L'indépendance du Kosovo vient d'être acquise par la voie d'une déclaration unilatérale du Parlement de cette province administrative de la Serbie. Cette déclaration n'est pas le fruit d'un accord ou d'un arrangement entre la Serbie et le Kosovo, comme c'était le cas au Monténégro, en 2006, où la Serbie avait accepté qu'à la suite d'un référendum sur une question claire et d'une réponse claire à 55%, la sécession serait possible. Comme le droit constitutionnel serbe ne reconnaît pas le droit à l'autodétermination à l'interne et comme les pourparlers ont été un échec, il ne restait pour les Kosovars que le recours aux principes du droit international. Ces principes ont clairement été rappelés par la Cour suprême du Canada, en 1998, dans le célèbre renvoi sur la sécession du Québec, l'un des grands arrêts du droit constitutionnel comparé. La cour précise ce que signifie le «droit à l'autodétermination des peuples», qui n'existe que dans trois cas précis:
«En résumé, le droit à l'autodétermination en droit international donne tout au plus ouverture au droit à l'autodétermination externe dans le cas des anciennes colonies; dans le cas des peuples opprimés, comme les peuples soumis à une occupation militaire étrangère; ou encore dans le cas où un groupe défini se voit refuser un accès réel au gouvernement pour assurer son développement politique, économique, social et culturel. Dans ces trois situations, le peuple en cause jouit du droit à l'autodétermination externe parce qu'on lui refuse la faculté d'exercer, à l'interne, son droit à l'autodétermination.» (Renvoi relatif à la sécession du Québec, «1998» 2 R.C.S. 217, par.138)
La cour a ajouté que «ces circonstances exceptionnelles» ne s'appliquent manifestement pas au cas du Québec dans les conditions actuelles. Par conséquent, ni la population du Québec, même si elle est qualifiée de «peuple» ou de «peuples», ni ses institutions représentatives, l'Assemblée nationale ou le gouvernement du Québec ne possèdent, en vertu du droit international, le droit de faire sécession unilatéralement du Canada. Même l'amicus curiae, un souverainiste notoire, l'a admis devant la cour.

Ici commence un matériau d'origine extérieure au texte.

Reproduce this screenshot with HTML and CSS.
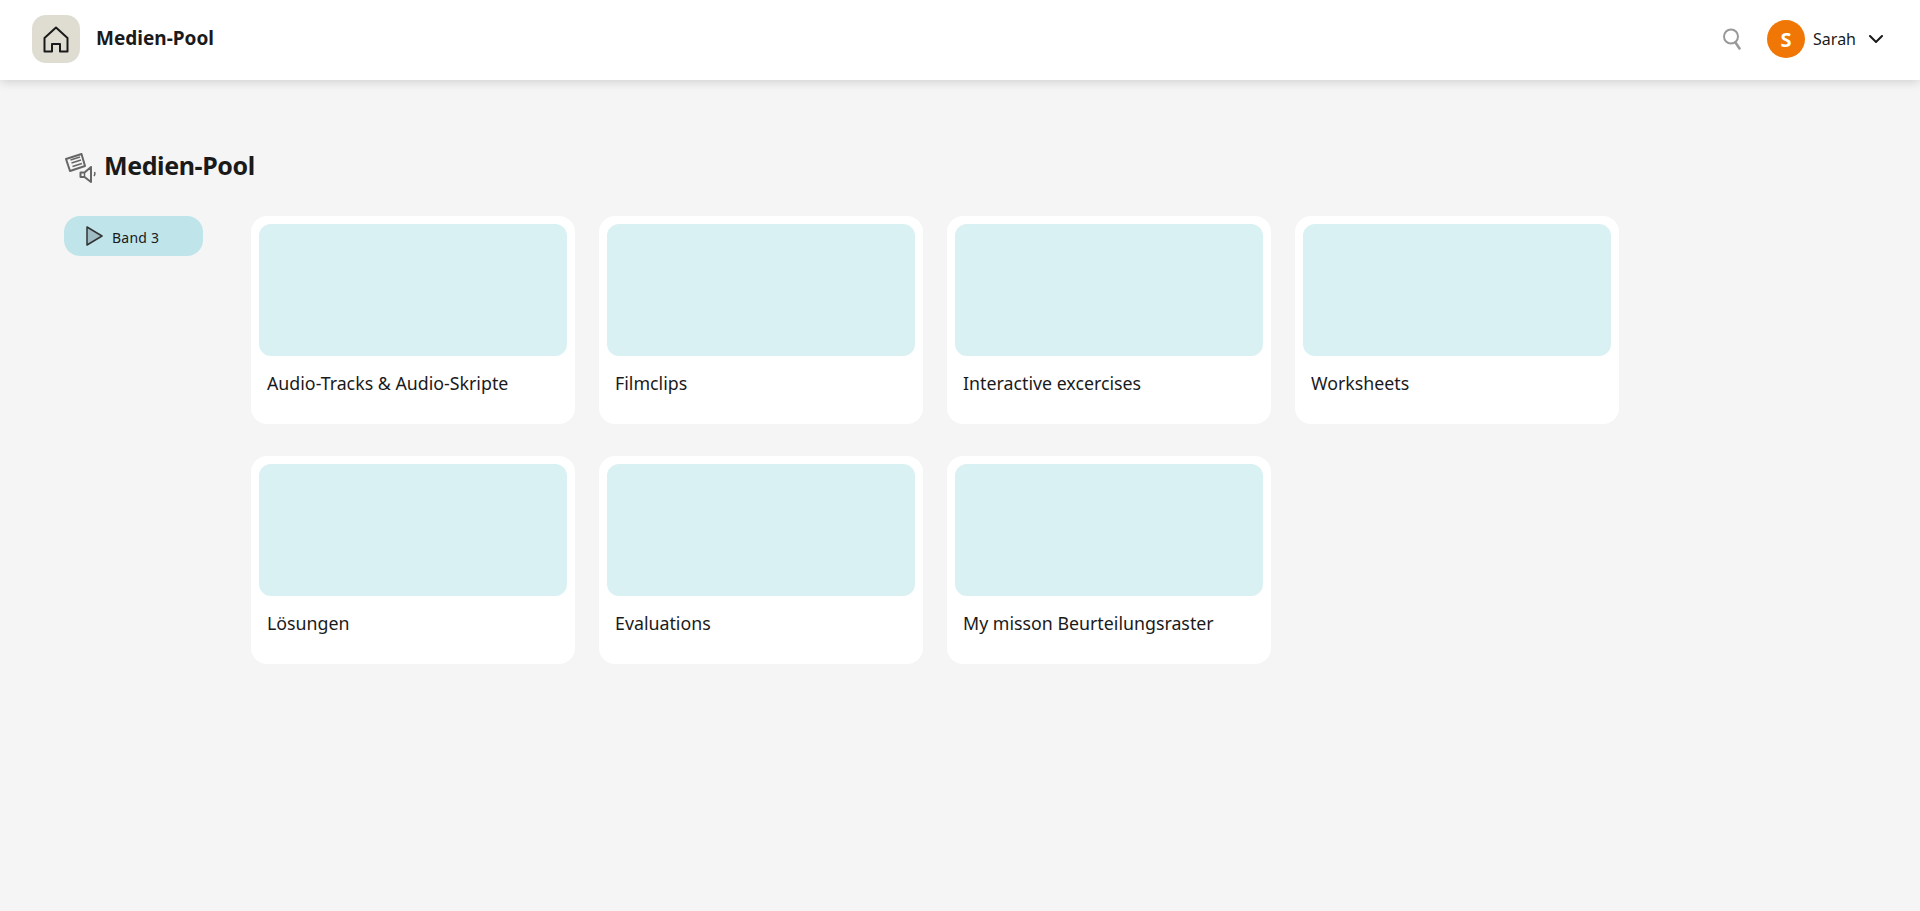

La situation est certes différente dans le cas du Kosovo. En effet, la population du Kosovo, qui a apparemment toutes les caractéristiques d'un «peuple», a pu être considérée à l'époque contemporaine comme opprimée. Il s'est passé depuis 1987 dans ce coin des Balkans des événements d'une cruauté inénarrable. Finalement, les Nations unies et l'OTAN ont décidé d'intervenir. Depuis 1999, ces deux institutions accompagnent le Kosovo dans sa marche vers un statut satisfaisant. Par sa résolution 1244 du 10 juin 1999, le Conseil de sécurité autorisait l'établissement d'une autorité «administrative internationale civile»; Bernard Kouchner est nommé haut représentant de l'ONU de juillet 1999 à janvier 2001. De son côté, l'OTAN (KFOR) veillait à assurer la sécurité du territoire et à protéger la minorité serbe. L'ONU devait aussi superviser les négociations entre la Serbie et le Kosovo qui se sont terminées en novembre 2007 par un échec.
Certains ont écrit que les Québécois sont aussi un peuple opprimé, surtout depuis une trentaine d'années. À preuve, selon eux, le FLQ, la crise d'octobre, la trudeaumanie, la «nuit des longs couteaux», le rapatriement de la Constitution, l'étapisme, le référendum de 1980, le «renérendum», la loi 101 devant la Cour suprême, le «beau risque», l'échec du lac Meech, le référendum (volé?) de 1995, la vente des Nordiques, le scandale des commandites, le départ des Expos, celui de la Bourse de Montréal, la péréquation, le pouvoir fédéral de dépenser, et j'en passe. À l'échelle du malheur des peuples, que nous sommes à plaindre! Mais cela n'a rien à voir avec la notion d'oppression en droit international. Par ailleurs, faut-il être assez naïf pour situer le Québec quelque part dans les Balkans ou comparer les difficultés constitutionnelles du Canada avec l'échec du fédéralisme dans l'ex-Yougoslavie!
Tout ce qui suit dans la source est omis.